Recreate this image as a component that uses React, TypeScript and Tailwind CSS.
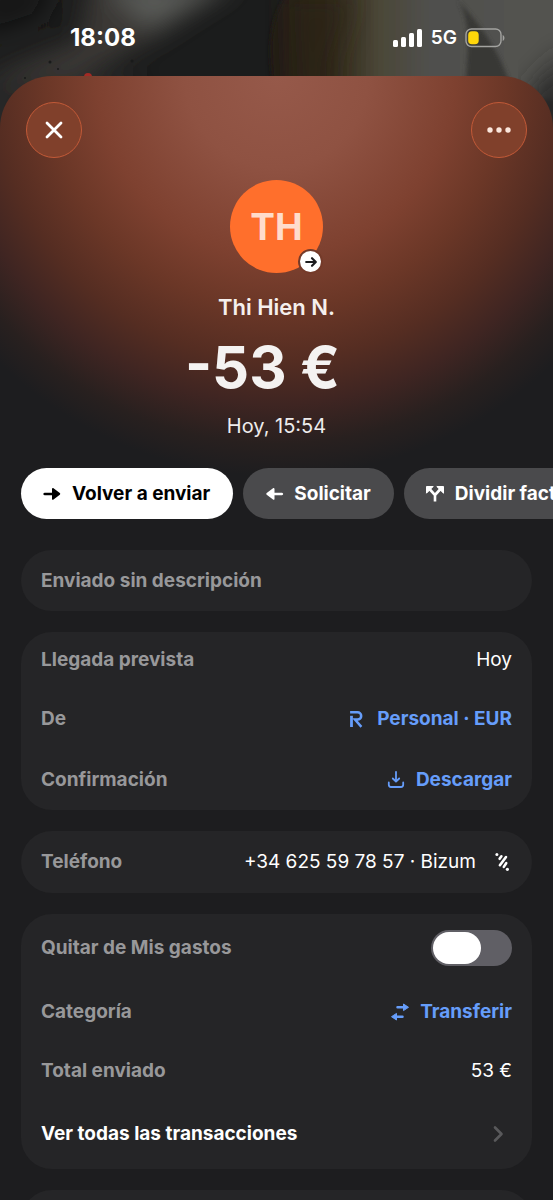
import type { ReactNode } from 'react';

const ArrowRight = () => (
  <svg viewBox="0 0 20 20" className="size-5 shrink-0" fill="currentColor" aria-hidden="true">
    <path d="M2.500 8.700h7.500V5c0-.9.9-1.200 1.500-.7l6.300 4.800c.6.500.6 1.200 0 1.700L11.500 15.600c-.6.500-1.500.2-1.500-.7v-3.700H2.500c-1.600 0-1.600-2.500 0-2.500Z" />
  </svg>
);

const ArrowLeft = () => (
  <svg viewBox="0 0 20 20" className="size-5 shrink-0" fill="currentColor" aria-hidden="true">
    <path d="M18 8.700h-7.500V5c0-.9-.9-1.200-1.500-.7L2.700 9.100c-.6.500-.6 1.200 0 1.700L9 15.600c.6.500 1.500.2 1.500-.7v-3.700H18c1.600 0 1.600-2.500 0-2.500Z" />
  </svg>
);

const SplitIcon = () => (
  <svg viewBox="0 0 20 20" className="size-5 shrink-0" aria-hidden="true">
    <path d="M4.500 5l5.500 6v6.500M15.500 5L10 11" fill="none" stroke="currentColor" strokeWidth="2.600" />
    <path d="M1.500 2.500h6.700L1.500 9.200zM18.500 2.500h-6.700l6.700 6.700z" fill="currentColor" stroke="currentColor" strokeWidth="1" strokeLinejoin="round" />
  </svg>
);

const BankIcon = () => (
  <svg viewBox="0 0 20 20" className="size-5 shrink-0" fill="none" aria-hidden="true">
    <path d="M4.500 6.800V18" stroke="currentColor" strokeWidth="2.800" />
    <path d="M3.100 3.200h7.400a3.700 3.700 0 0 1 0 7.400H8l6.400 7.200" stroke="currentColor" strokeWidth="2.500" />
  </svg>
);

const DownloadIcon = () => (
  <svg viewBox="0 0 20 20" className="size-5 shrink-0" fill="none" stroke="currentColor" strokeWidth="1.800" strokeLinecap="round" strokeLinejoin="round" aria-hidden="true">
    <path d="M10 1.800v9.700M6.800 8.500l3.200 3.200 3.200-3.200M2.800 12.500v2.300c0 1.500.8 2.200 2.200 2.200h10c1.400 0 2.200-.7 2.200-2.200v-2.300" />
  </svg>
);

const BizumIcon = () => (
  <svg viewBox="0 0 20 20" className="size-5 shrink-0" fill="none" stroke="currentColor" strokeLinecap="round" strokeWidth="2.600" aria-hidden="true">
    <path d="M9.400 4.300L7.600 6.800M14 5L7.900 13.200M14.200 11.200l-2.400 3.700" />
    <circle cx="4.900" cy="2.400" r="1.500" fill="currentColor" stroke="none" />
    <circle cx="15.400" cy="17.300" r="1.600" fill="currentColor" stroke="none" />
  </svg>
);

const TransferIcon = () => (
  <svg viewBox="0 0 20 20" className="size-5 shrink-0" aria-hidden="true">
    <path d="M7.500 5.300h7M12.500 14.700h-7" stroke="currentColor" strokeWidth="2.500" strokeLinecap="round" />
    <path d="M13.500 2l5 3.300-5 3.300zM6.500 11.400l-5 3.300 5 3.300z" fill="currentColor" stroke="currentColor" strokeWidth="1" strokeLinejoin="round" />
  </svg>
);

function StatusBar() {
  return (
    <header className="relative flex h-[76px] shrink-0 items-center justify-between pl-[70px] pr-12 text-white">
      <span className="text-[24px] font-bold leading-7">18:08</span>
      <div className="flex items-center gap-2">
        <svg viewBox="0 0 30 18" className="h-[18px] w-[30px]" fill="currentColor" role="img" aria-label="Cobertura">
          <rect x="0" y="11" width="5" height="7" rx="1.500" />
          <rect x="8" y="8" width="5" height="10" rx="1.500" />
          <rect x="16" y="4" width="5" height="14" rx="1.500" />
          <rect x="24" y="0" width="5" height="18" rx="1.500" />
        </svg>
        <span className="text-[19px] font-semibold leading-6">5G</span>
        <svg viewBox="0 0 40 20" className="h-5 w-10" role="img" aria-label="Batería">
          <rect x="1" y="1" width="35" height="17.500" rx="5.500" fill="none" stroke="#a3a3a0" strokeWidth="1.400" />
          <rect x="3.200" y="3.300" width="10.500" height="13" rx="3.800" fill="#ffd60a" />
          <path d="M37.700 7v6c2.300-1 2.300-5 0-6Z" fill="#a3a3a0" />
        </svg>
      </div>
    </header>
  );
}

// Dimmed, out-of-focus photo that shows above the sheet
function Backdrop() {
  return (
    <svg
      viewBox="0 0 553 140"
      preserveAspectRatio="none"
      className="absolute inset-x-0 top-0 h-[140px] w-full"
      aria-hidden="true"
    >
      <defs>
        <filter id="soft" x="-30%" y="-60%" width="160%" height="220%">
          <feGaussianBlur stdDeviation="13" />
        </filter>
        <filter id="edge" x="-30%" y="-30%" width="160%" height="160%">
          <feGaussianBlur stdDeviation="2" />
        </filter>
        <linearGradient id="petal" x1="0" x2="1">
          <stop offset="0" stopColor="#211b13" />
          <stop offset=".2" stopColor="#30291a" />
          <stop offset=".38" stopColor="#4b4738" />
          <stop offset=".55" stopColor="#50504d" />
          <stop offset="1" stopColor="#535351" />
        </linearGradient>
      </defs>
      <rect width="553" height="140" fill="#1b1c1c" />
      <g filter="url(#soft)">
        <path d="M-20 80L80 40 90-20H240L150 40 60 90-20 140Z" fill="#3a3936" />
        <path d="M100-20H235L150 28Z" fill="#5a5b59" />
        <path d="M-20-20H60L40 20-20 40Z" fill="#141515" />
        <path d="M-20 80H140V160H-20Z" fill="#262726" />
      </g>
      <path d="M286-5C266 25 268 60 276 100H560V-5Z" fill="url(#petal)" filter="url(#edge)" />
      <path d="M285-5H350C355 30 320 62 340 100H290Z" fill="#2b2417" opacity=".6" filter="url(#soft)" />
      <path d="M458 0C472 25 468 50 465 90H512C500 50 480 25 458 0Z" fill="#393836" filter="url(#edge)" />
      <path d="M530 90L570 50V140H530Z" fill="#2c2c2b" filter="url(#soft)" />
      <circle cx="88" cy="77" r="4" fill="#a32a25" />
      <g fill="#191a1a">
        <circle cx="50" cy="62" r="1.500" />
        <circle cx="132" cy="61" r="1.500" />
        <circle cx="58" cy="69" r="1" />
        <circle cx="25" cy="78" r="1" />
      </g>
    </svg>
  );
}

function RoundButton({ label, children }: { label: string; children: ReactNode }) {
  return (
    <button
      type="button"
      aria-label={label}
      className="flex size-14 items-center justify-center rounded-full border border-[#c25a38] bg-[#80402b]"
    >
      {children}
    </button>
  );
}

const PILL = 'flex h-[51px] shrink-0 items-center gap-[10px] rounded-full pl-[21px] pr-[23px] text-[19px] font-bold leading-6';

function Card({ children }: { children: ReactNode }) {
  return <section className="shrink-0 rounded-[31px] bg-[#252527] px-5">{children}</section>;
}

function Row({ label, height, children }: { label: string; height: string; children: ReactNode }) {
  return (
    <div className={`flex items-center justify-between ${height}`}>
      <span className="font-bold text-[#98989a]">{label}</span>
      {children}
    </div>
  );
}

function RowLink({ icon, children }: { icon: ReactNode; children: ReactNode }) {
  return (
    <a href="#" className="flex items-center gap-[10px] font-bold text-[#669dfa]">
      {icon}
      {children}
    </a>
  );
}

export default function App() {
  return (
    <div className="relative flex h-screen flex-col overflow-hidden bg-[#1b1c1c] font-[Inter,sans-serif]">
      <Backdrop />
      <StatusBar />

      <main className="relative flex min-h-0 flex-1 flex-col overflow-hidden rounded-t-[52px] bg-[#1d1d1f] bg-[radial-gradient(ellipse_72%_400px_at_50%_0,#96594a_0%,#8f5242_23%,#7e4130_45%,#6b3727_58%,#552d22_71%,#3f2522_82%,#28201f_92%,#1d1d1f_100%)] text-white">
        <div className="flex shrink-0 justify-between px-[26px] pt-[26px]">
          <RoundButton label="Cerrar">
            <svg viewBox="0 0 20 20" className="size-5" fill="none" stroke="currentColor" strokeWidth="2.800" strokeLinecap="round">
              <path d="M3 3l14 14M17 3L3 17" />
            </svg>
          </RoundButton>
          <RoundButton label="Más opciones">
            <svg viewBox="0 0 24 6" className="h-[6px] w-6" fill="#fbe6dc">
              <circle cx="3" cy="3" r="2.700" />
              <circle cx="12" cy="3" r="2.700" />
              <circle cx="21" cy="3" r="2.700" />
            </svg>
          </RoundButton>
        </div>

        <div className="mt-[22px] flex shrink-0 flex-col items-center">
          <div className="relative flex size-[93px] items-center justify-center rounded-full bg-[#ff6f2c]">
            <span className="text-[37px] font-bold leading-10 text-[#ffdccb]">TH</span>
            <span className="absolute -bottom-px right-0 flex size-[25px] items-center justify-center rounded-full border-2 border-[#743a29] bg-white">
              <svg viewBox="0 0 14 14" className="size-[14px]" fill="none" stroke="#1d1d1f" strokeWidth="2.200" strokeLinecap="round" strokeLinejoin="round" aria-hidden="true">
                <path d="M2.200 7h9.300M8 3.200L11.800 7 8 10.800" />
              </svg>
            </span>
          </div>
          <h1 className="mt-5 text-[22px] font-semibold leading-7 text-[#f5efed]">Thi Hien N.</h1>
          <p className="mt-3 pr-7 text-[58px] font-bold leading-[68px] text-[#f4f2f1]">-53 €</p>
          <p className="mt-[11px] text-[20px] leading-7 text-[#eeecec]">Hoy, 15:54</p>
        </div>

        <div className="mt-7 flex shrink-0 gap-[10px] overflow-x-auto pl-[21px] [scrollbar-width:none]">
          <button type="button" className={`${PILL} bg-white text-black`}>
            <ArrowRight />
            Volver a enviar
          </button>
          <button type="button" className={`${PILL} bg-[#4a4a4c]`}>
            <ArrowLeft />
            Solicitar
          </button>
          <button type="button" className={`${PILL} bg-[#4a4a4c]`}>
            <SplitIcon />
            Dividir factura
          </button>
        </div>

        <div className="mt-[31px] flex flex-col gap-[21px] px-[21px] text-[19px] leading-7">
          <Card>
            <div className="flex h-[61px] items-center font-bold text-[#98989a]">Enviado sin descripción</div>
          </Card>

          <Card>
            <Row label="Llegada prevista" height="h-14">
              <span>Hoy</span>
            </Row>
            <Row label="De" height="h-[61px]">
              <RowLink icon={<BankIcon />}>Personal · EUR</RowLink>
            </Row>
            <Row label="Confirmación" height="h-[61px]">
              <RowLink icon={<DownloadIcon />}>Descargar</RowLink>
            </Row>
          </Card>

          <Card>
            <Row label="Teléfono" height="h-[62px]">
              <span className="flex items-center gap-4">
                +34 625 59 78 57 · Bizum
                <BizumIcon />
              </span>
            </Row>
          </Card>

          <Card>
            <div className="flex h-[67px] items-center justify-between">
              <label htmlFor="exclude" className="font-bold text-[#98989a]">
                Quitar de Mis gastos
              </label>
              <input
                id="exclude"
                type="checkbox"
                role="switch"
                className="flex h-9 w-[81px] appearance-none items-center rounded-full bg-[#605f65] px-[2px] before:h-8 before:w-12 before:rounded-full before:bg-white checked:justify-end checked:bg-[#669dfa]"
              />
            </div>
            <Row label="Categoría" height="h-[62px]">
              <RowLink icon={<TransferIcon />}>Transferir</RowLink>
            </Row>
            <Row label="Total enviado" height="h-[55px]">
              <span>53 €</span>
            </Row>
            <a href="#" className="flex h-[71px] items-center justify-between font-bold">
              Ver todas las transacciones
              <svg viewBox="0 0 20 20" className="mr-1 size-5" fill="none" stroke="#59595b" strokeWidth="2.600" strokeLinecap="round" strokeLinejoin="round" aria-hidden="true">
                <path d="M7 3.500l6.500 6.500L7 16.500" />
              </svg>
            </a>
          </Card>

          <Card>
            <div className="h-[62px]" />
          </Card>
        </div>
      </main>
    </div>
  );
}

What is needed:
Using the listing above, work out how many of its lines include "that", and give only the result.

Solution to this exercise:
2